(Problem requirements):
Take each line that has the word "this" and return it.

(Provided records):
· · · · · · ·

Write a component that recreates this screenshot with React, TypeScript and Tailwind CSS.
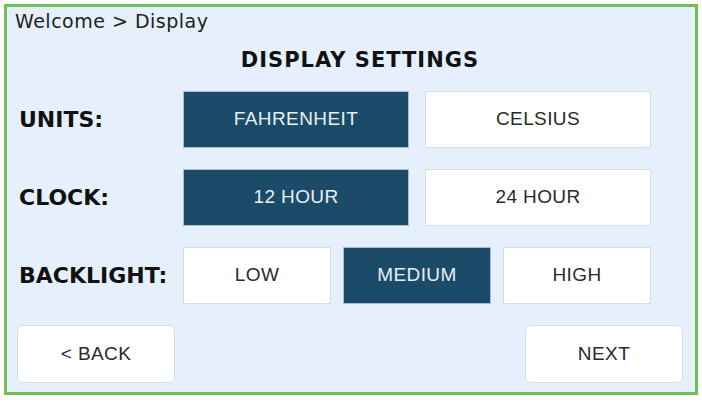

· · · · · · ·

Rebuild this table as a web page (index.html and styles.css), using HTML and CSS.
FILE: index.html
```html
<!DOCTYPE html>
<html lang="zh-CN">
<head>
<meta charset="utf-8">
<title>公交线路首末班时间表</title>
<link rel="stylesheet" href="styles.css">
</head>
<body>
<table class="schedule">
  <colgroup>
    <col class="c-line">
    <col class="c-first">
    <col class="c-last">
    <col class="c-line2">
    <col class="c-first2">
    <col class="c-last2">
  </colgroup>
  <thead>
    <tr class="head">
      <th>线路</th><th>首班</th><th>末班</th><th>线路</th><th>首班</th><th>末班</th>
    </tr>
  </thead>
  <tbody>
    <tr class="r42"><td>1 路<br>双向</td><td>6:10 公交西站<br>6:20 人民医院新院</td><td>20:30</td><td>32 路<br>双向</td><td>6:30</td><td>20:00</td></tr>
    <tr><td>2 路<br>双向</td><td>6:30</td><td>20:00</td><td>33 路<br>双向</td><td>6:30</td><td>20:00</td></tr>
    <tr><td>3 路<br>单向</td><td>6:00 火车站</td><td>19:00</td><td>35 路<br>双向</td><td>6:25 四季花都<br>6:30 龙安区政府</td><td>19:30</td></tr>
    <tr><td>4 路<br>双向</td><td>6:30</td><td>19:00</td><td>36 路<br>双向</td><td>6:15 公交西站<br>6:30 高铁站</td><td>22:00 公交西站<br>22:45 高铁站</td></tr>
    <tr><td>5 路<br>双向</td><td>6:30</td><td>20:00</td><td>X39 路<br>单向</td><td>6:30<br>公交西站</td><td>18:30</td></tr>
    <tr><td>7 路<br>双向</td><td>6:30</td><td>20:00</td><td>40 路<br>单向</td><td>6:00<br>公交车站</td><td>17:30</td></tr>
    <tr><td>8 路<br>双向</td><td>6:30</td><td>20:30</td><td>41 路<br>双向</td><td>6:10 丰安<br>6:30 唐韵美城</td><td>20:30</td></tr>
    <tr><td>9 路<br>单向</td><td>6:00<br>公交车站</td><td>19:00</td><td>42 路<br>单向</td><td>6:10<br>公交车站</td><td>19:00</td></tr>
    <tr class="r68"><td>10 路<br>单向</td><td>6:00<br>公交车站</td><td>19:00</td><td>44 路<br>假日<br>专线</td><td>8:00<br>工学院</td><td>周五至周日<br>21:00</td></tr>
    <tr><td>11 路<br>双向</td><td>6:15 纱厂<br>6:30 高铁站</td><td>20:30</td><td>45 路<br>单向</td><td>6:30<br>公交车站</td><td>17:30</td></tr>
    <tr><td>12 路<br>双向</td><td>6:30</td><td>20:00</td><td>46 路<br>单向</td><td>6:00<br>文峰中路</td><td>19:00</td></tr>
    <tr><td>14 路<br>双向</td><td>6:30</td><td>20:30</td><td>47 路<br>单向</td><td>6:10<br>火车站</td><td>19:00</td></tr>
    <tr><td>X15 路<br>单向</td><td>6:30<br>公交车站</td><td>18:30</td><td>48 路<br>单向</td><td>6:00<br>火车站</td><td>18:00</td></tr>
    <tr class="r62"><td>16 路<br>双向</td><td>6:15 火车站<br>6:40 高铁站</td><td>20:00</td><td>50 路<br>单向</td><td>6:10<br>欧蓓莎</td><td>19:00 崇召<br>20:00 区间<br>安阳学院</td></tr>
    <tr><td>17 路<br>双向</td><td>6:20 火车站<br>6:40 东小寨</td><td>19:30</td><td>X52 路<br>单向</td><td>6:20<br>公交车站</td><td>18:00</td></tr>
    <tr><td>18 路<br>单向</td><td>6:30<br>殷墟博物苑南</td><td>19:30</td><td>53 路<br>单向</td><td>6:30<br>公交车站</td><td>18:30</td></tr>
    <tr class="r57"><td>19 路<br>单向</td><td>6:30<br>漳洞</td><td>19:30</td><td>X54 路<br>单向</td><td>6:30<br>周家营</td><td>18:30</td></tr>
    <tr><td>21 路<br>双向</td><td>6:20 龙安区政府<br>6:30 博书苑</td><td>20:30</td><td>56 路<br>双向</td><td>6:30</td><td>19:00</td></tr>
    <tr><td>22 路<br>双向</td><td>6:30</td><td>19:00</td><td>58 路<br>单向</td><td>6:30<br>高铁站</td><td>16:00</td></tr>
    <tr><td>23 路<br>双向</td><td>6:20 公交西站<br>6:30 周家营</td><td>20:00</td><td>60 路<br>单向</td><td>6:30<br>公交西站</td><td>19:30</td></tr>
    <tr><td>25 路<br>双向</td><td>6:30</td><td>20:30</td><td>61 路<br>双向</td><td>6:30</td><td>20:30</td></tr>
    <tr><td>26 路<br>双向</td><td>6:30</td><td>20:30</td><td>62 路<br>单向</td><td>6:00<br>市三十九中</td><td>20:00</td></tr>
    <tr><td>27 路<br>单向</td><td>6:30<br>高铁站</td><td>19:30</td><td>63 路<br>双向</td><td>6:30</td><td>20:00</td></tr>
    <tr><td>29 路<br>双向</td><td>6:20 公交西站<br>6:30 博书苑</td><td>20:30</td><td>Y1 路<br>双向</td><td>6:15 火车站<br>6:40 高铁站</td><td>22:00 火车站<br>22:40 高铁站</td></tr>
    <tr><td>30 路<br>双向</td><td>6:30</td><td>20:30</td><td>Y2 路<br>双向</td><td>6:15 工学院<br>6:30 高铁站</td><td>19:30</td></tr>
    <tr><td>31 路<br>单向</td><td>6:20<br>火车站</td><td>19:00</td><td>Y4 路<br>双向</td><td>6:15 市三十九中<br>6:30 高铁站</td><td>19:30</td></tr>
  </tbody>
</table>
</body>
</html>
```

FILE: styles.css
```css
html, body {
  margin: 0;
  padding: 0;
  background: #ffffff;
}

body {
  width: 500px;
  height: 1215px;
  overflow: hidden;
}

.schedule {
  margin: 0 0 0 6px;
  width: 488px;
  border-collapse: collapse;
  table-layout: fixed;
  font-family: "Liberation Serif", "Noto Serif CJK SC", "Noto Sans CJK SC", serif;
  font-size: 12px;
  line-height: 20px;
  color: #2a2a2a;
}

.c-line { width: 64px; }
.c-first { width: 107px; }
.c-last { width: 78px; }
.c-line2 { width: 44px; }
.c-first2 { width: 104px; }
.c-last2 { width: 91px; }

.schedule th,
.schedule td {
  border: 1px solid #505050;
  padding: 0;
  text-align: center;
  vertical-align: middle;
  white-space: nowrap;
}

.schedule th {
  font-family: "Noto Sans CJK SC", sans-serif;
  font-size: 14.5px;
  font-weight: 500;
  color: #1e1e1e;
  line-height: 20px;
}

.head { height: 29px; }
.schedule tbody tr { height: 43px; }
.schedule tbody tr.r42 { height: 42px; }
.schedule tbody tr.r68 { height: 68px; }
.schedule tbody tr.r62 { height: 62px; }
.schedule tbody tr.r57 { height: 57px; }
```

· · · · · · ·

(Exercise answer):
Write a component that recreates this screenshot with React, TypeScript and Tailwind CSS.
Rebuild this table as a web page (index.html and styles.css), using HTML and CSS.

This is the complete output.